Start of RECORDED DATA

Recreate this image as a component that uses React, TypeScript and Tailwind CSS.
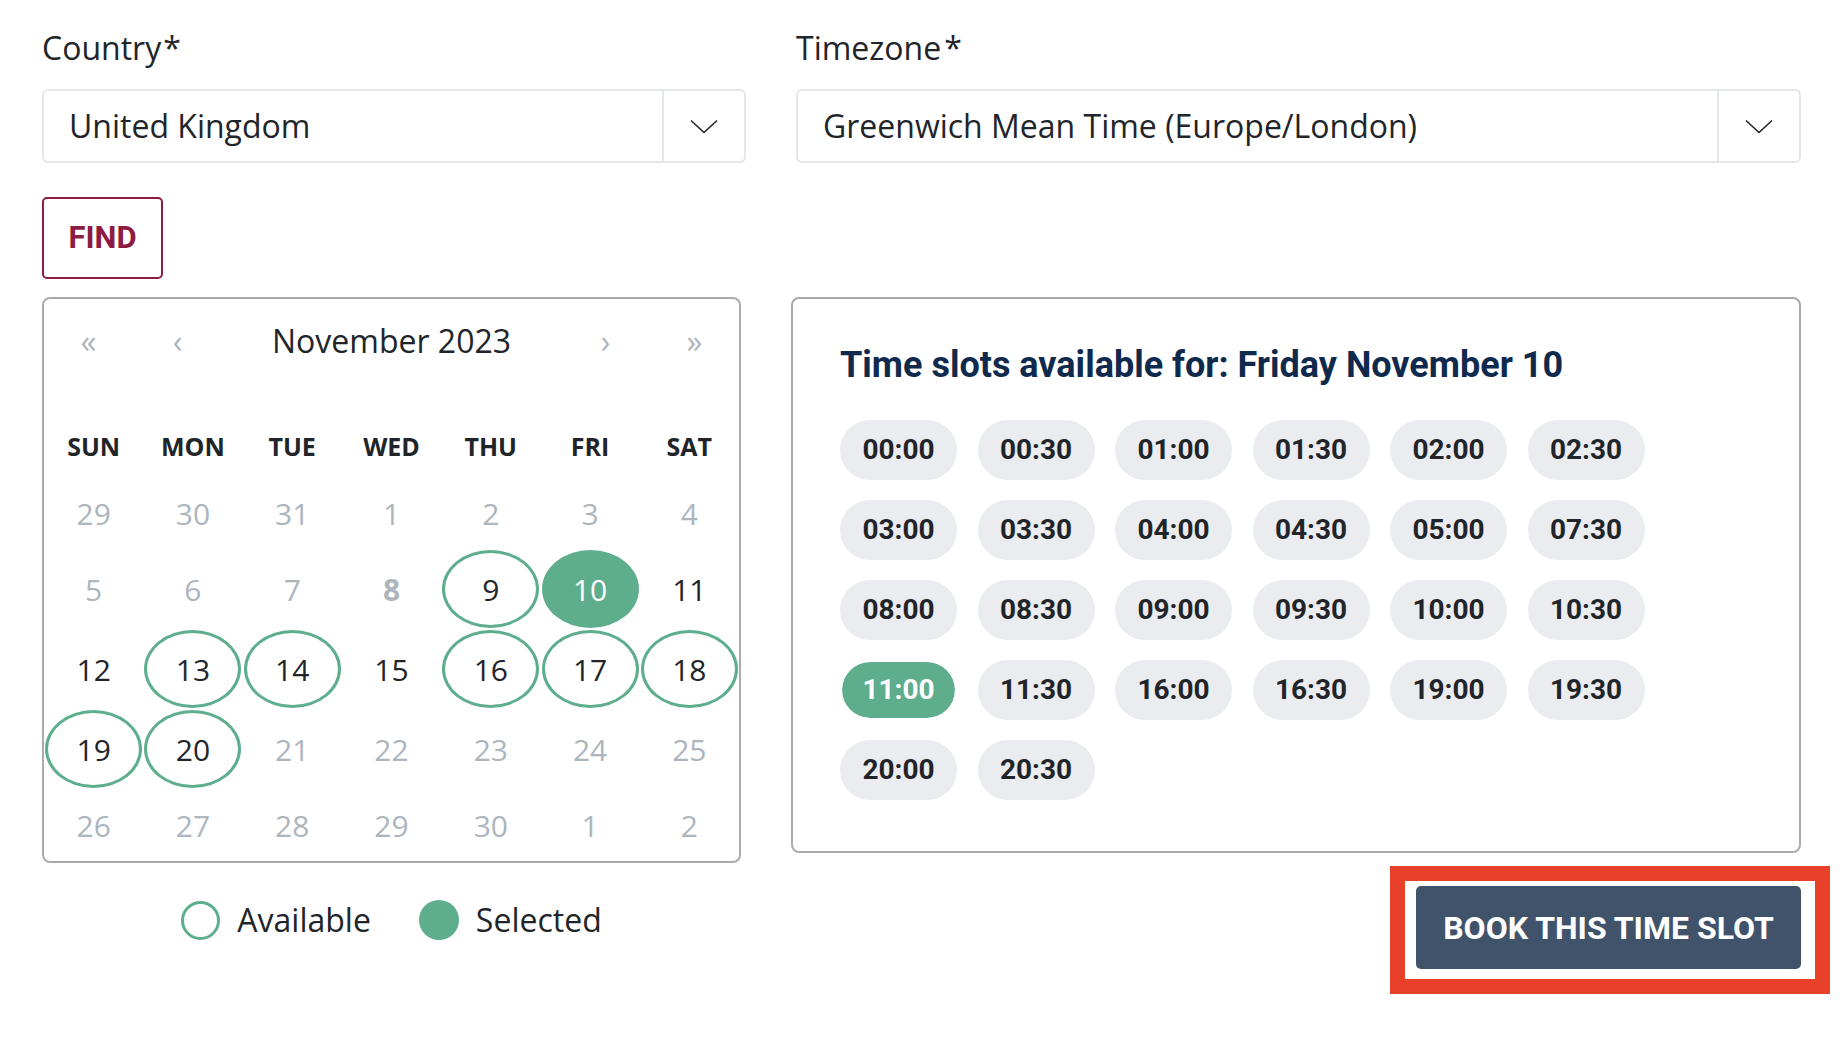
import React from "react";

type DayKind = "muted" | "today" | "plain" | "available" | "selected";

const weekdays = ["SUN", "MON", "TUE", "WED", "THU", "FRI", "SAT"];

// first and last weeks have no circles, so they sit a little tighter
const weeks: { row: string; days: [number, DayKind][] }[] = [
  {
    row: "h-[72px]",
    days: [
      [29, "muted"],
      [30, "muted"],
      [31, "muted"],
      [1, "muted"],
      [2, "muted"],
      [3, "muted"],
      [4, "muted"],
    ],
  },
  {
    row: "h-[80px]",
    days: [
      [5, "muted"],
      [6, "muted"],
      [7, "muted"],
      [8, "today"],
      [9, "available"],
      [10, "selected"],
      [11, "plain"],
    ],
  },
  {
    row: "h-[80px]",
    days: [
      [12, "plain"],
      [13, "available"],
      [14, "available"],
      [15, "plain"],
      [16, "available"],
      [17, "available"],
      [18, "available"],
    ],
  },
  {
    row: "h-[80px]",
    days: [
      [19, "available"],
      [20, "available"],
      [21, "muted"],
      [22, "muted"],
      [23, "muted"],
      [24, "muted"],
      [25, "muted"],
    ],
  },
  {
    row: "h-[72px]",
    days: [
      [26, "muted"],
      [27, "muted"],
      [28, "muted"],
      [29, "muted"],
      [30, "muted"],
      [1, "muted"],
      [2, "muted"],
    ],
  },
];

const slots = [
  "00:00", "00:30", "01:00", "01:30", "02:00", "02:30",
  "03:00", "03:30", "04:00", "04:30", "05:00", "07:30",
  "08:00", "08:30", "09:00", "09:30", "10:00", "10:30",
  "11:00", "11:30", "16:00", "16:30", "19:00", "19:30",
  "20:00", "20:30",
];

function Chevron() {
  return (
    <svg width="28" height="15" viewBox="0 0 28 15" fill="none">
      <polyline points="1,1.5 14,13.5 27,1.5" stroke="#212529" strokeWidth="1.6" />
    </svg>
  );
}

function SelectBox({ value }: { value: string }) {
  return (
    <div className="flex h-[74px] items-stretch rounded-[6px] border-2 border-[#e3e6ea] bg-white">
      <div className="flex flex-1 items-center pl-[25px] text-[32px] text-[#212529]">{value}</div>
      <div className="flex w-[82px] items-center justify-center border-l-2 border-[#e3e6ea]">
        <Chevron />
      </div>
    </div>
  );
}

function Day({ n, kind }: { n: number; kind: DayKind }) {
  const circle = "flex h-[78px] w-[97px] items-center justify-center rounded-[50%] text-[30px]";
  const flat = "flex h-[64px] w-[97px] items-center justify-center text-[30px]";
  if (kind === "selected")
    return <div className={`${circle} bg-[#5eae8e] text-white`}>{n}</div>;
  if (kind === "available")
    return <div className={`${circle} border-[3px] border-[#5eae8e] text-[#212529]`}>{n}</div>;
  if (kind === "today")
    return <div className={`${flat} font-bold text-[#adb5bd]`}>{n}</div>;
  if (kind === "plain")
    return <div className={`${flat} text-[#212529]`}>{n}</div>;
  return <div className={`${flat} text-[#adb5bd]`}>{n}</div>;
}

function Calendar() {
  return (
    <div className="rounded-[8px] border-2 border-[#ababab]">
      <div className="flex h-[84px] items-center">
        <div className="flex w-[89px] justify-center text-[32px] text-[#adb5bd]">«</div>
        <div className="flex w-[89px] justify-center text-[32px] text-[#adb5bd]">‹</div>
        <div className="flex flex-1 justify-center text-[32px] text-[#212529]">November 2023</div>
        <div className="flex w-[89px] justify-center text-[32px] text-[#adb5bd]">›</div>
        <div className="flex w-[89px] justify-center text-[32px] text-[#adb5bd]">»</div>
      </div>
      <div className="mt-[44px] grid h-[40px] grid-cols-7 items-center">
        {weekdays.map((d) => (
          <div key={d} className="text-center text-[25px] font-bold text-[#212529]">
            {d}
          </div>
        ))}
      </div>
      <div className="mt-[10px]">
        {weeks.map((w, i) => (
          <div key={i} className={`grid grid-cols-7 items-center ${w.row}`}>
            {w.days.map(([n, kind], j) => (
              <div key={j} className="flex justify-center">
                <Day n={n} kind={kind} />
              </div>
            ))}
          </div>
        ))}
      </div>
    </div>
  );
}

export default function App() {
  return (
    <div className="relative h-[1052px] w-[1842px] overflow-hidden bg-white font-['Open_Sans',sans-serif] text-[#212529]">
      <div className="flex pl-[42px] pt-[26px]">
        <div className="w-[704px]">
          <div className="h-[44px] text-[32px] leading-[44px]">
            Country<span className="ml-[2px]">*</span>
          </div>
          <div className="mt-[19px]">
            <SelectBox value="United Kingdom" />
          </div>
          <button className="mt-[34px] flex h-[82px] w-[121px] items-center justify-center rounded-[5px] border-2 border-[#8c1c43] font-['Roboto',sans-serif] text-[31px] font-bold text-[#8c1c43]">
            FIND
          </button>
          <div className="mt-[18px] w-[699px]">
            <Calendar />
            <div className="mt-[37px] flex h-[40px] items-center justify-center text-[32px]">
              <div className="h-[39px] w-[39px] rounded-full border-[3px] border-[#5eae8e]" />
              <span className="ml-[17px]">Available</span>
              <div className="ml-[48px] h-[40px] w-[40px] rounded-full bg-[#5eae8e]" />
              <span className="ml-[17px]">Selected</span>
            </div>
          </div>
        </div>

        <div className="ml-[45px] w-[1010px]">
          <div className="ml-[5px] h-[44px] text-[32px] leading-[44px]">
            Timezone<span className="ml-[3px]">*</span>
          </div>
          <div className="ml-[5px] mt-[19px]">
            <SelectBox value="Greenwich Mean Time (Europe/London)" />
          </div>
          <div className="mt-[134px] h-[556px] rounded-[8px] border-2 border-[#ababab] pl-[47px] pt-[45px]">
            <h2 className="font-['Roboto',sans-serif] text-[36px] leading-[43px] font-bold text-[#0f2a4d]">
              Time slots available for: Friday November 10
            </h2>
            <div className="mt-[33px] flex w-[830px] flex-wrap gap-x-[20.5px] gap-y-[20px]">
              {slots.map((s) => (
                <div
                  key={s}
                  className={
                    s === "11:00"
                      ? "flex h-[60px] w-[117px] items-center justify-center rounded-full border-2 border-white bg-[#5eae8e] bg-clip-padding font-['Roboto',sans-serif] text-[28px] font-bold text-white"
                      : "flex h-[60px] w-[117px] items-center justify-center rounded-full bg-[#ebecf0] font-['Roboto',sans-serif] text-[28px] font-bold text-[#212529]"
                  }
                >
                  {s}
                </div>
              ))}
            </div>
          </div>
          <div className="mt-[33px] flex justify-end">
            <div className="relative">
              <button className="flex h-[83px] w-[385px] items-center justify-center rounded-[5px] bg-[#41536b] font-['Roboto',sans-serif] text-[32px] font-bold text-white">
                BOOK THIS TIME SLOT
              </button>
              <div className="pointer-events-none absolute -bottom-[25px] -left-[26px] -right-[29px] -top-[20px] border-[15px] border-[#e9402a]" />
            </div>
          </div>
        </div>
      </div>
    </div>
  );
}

End of RECORDED DATA

Write the listing out a second time exactly, dropping all images.

Recreate this image as a component that uses React, TypeScript and Tailwind CSS.
import React from "react";

type DayKind = "muted" | "today" | "plain" | "available" | "selected";

const weekdays = ["SUN", "MON", "TUE", "WED", "THU", "FRI", "SAT"];

// first and last weeks have no circles, so they sit a little tighter
const weeks: { row: string; days: [number, DayKind][] }[] = [
  {
    row: "h-[72px]",
    days: [
      [29, "muted"],
      [30, "muted"],
      [31, "muted"],
      [1, "muted"],
      [2, "muted"],
      [3, "muted"],
      [4, "muted"],
    ],
  },
  {
    row: "h-[80px]",
    days: [
      [5, "muted"],
      [6, "muted"],
      [7, "muted"],
      [8, "today"],
      [9, "available"],
      [10, "selected"],
      [11, "plain"],
    ],
  },
  {
    row: "h-[80px]",
    days: [
      [12, "plain"],
      [13, "available"],
      [14, "available"],
      [15, "plain"],
      [16, "available"],
      [17, "available"],
      [18, "available"],
    ],
  },
  {
    row: "h-[80px]",
    days: [
      [19, "available"],
      [20, "available"],
      [21, "muted"],
      [22, "muted"],
      [23, "muted"],
      [24, "muted"],
      [25, "muted"],
    ],
  },
  {
    row: "h-[72px]",
    days: [
      [26, "muted"],
      [27, "muted"],
      [28, "muted"],
      [29, "muted"],
      [30, "muted"],
      [1, "muted"],
      [2, "muted"],
    ],
  },
];

const slots = [
  "00:00", "00:30", "01:00", "01:30", "02:00", "02:30",
  "03:00", "03:30", "04:00", "04:30", "05:00", "07:30",
  "08:00", "08:30", "09:00", "09:30", "10:00", "10:30",
  "11:00", "11:30", "16:00", "16:30", "19:00", "19:30",
  "20:00", "20:30",
];

function Chevron() {
  return (
    <svg width="28" height="15" viewBox="0 0 28 15" fill="none">
      <polyline points="1,1.5 14,13.5 27,1.5" stroke="#212529" strokeWidth="1.6" />
    </svg>
  );
}

function SelectBox({ value }: { value: string }) {
  return (
    <div className="flex h-[74px] items-stretch rounded-[6px] border-2 border-[#e3e6ea] bg-white">
      <div className="flex flex-1 items-center pl-[25px] text-[32px] text-[#212529]">{value}</div>
      <div className="flex w-[82px] items-center justify-center border-l-2 border-[#e3e6ea]">
        <Chevron />
      </div>
    </div>
  );
}

function Day({ n, kind }: { n: number; kind: DayKind }) {
  const circle = "flex h-[78px] w-[97px] items-center justify-center rounded-[50%] text-[30px]";
  const flat = "flex h-[64px] w-[97px] items-center justify-center text-[30px]";
  if (kind === "selected")
    return <div className={`${circle} bg-[#5eae8e] text-white`}>{n}</div>;
  if (kind === "available")
    return <div className={`${circle} border-[3px] border-[#5eae8e] text-[#212529]`}>{n}</div>;
  if (kind === "today")
    return <div className={`${flat} font-bold text-[#adb5bd]`}>{n}</div>;
  if (kind === "plain")
    return <div className={`${flat} text-[#212529]`}>{n}</div>;
  return <div className={`${flat} text-[#adb5bd]`}>{n}</div>;
}

function Calendar() {
  return (
    <div className="rounded-[8px] border-2 border-[#ababab]">
      <div className="flex h-[84px] items-center">
        <div className="flex w-[89px] justify-center text-[32px] text-[#adb5bd]">«</div>
        <div className="flex w-[89px] justify-center text-[32px] text-[#adb5bd]">‹</div>
        <div className="flex flex-1 justify-center text-[32px] text-[#212529]">November 2023</div>
        <div className="flex w-[89px] justify-center text-[32px] text-[#adb5bd]">›</div>
        <div className="flex w-[89px] justify-center text-[32px] text-[#adb5bd]">»</div>
      </div>
      <div className="mt-[44px] grid h-[40px] grid-cols-7 items-center">
        {weekdays.map((d) => (
          <div key={d} className="text-center text-[25px] font-bold text-[#212529]">
            {d}
          </div>
        ))}
      </div>
      <div className="mt-[10px]">
        {weeks.map((w, i) => (
          <div key={i} className={`grid grid-cols-7 items-center ${w.row}`}>
            {w.days.map(([n, kind], j) => (
              <div key={j} className="flex justify-center">
                <Day n={n} kind={kind} />
              </div>
            ))}
          </div>
        ))}
      </div>
    </div>
  );
}

export default function App() {
  return (
    <div className="relative h-[1052px] w-[1842px] overflow-hidden bg-white font-['Open_Sans',sans-serif] text-[#212529]">
      <div className="flex pl-[42px] pt-[26px]">
        <div className="w-[704px]">
          <div className="h-[44px] text-[32px] leading-[44px]">
            Country<span className="ml-[2px]">*</span>
          </div>
          <div className="mt-[19px]">
            <SelectBox value="United Kingdom" />
          </div>
          <button className="mt-[34px] flex h-[82px] w-[121px] items-center justify-center rounded-[5px] border-2 border-[#8c1c43] font-['Roboto',sans-serif] text-[31px] font-bold text-[#8c1c43]">
            FIND
          </button>
          <div className="mt-[18px] w-[699px]">
            <Calendar />
            <div className="mt-[37px] flex h-[40px] items-center justify-center text-[32px]">
              <div className="h-[39px] w-[39px] rounded-full border-[3px] border-[#5eae8e]" />
              <span className="ml-[17px]">Available</span>
              <div className="ml-[48px] h-[40px] w-[40px] rounded-full bg-[#5eae8e]" />
              <span className="ml-[17px]">Selected</span>
            </div>
          </div>
        </div>

        <div className="ml-[45px] w-[1010px]">
          <div className="ml-[5px] h-[44px] text-[32px] leading-[44px]">
            Timezone<span className="ml-[3px]">*</span>
          </div>
          <div className="ml-[5px] mt-[19px]">
            <SelectBox value="Greenwich Mean Time (Europe/London)" />
          </div>
          <div className="mt-[134px] h-[556px] rounded-[8px] border-2 border-[#ababab] pl-[47px] pt-[45px]">
            <h2 className="font-['Roboto',sans-serif] text-[36px] leading-[43px] font-bold text-[#0f2a4d]">
              Time slots available for: Friday November 10
            </h2>
            <div className="mt-[33px] flex w-[830px] flex-wrap gap-x-[20.5px] gap-y-[20px]">
              {slots.map((s) => (
                <div
                  key={s}
                  className={
                    s === "11:00"
                      ? "flex h-[60px] w-[117px] items-center justify-center rounded-full border-2 border-white bg-[#5eae8e] bg-clip-padding font-['Roboto',sans-serif] text-[28px] font-bold text-white"
                      : "flex h-[60px] w-[117px] items-center justify-center rounded-full bg-[#ebecf0] font-['Roboto',sans-serif] text-[28px] font-bold text-[#212529]"
                  }
                >
                  {s}
                </div>
              ))}
            </div>
          </div>
          <div className="mt-[33px] flex justify-end">
            <div className="relative">
              <button className="flex h-[83px] w-[385px] items-center justify-center rounded-[5px] bg-[#41536b] font-['Roboto',sans-serif] text-[32px] font-bold text-white">
                BOOK THIS TIME SLOT
              </button>
              <div className="pointer-events-none absolute -bottom-[25px] -left-[26px] -right-[29px] -top-[20px] border-[15px] border-[#e9402a]" />
            </div>
          </div>
        </div>
      </div>
    </div>
  );
}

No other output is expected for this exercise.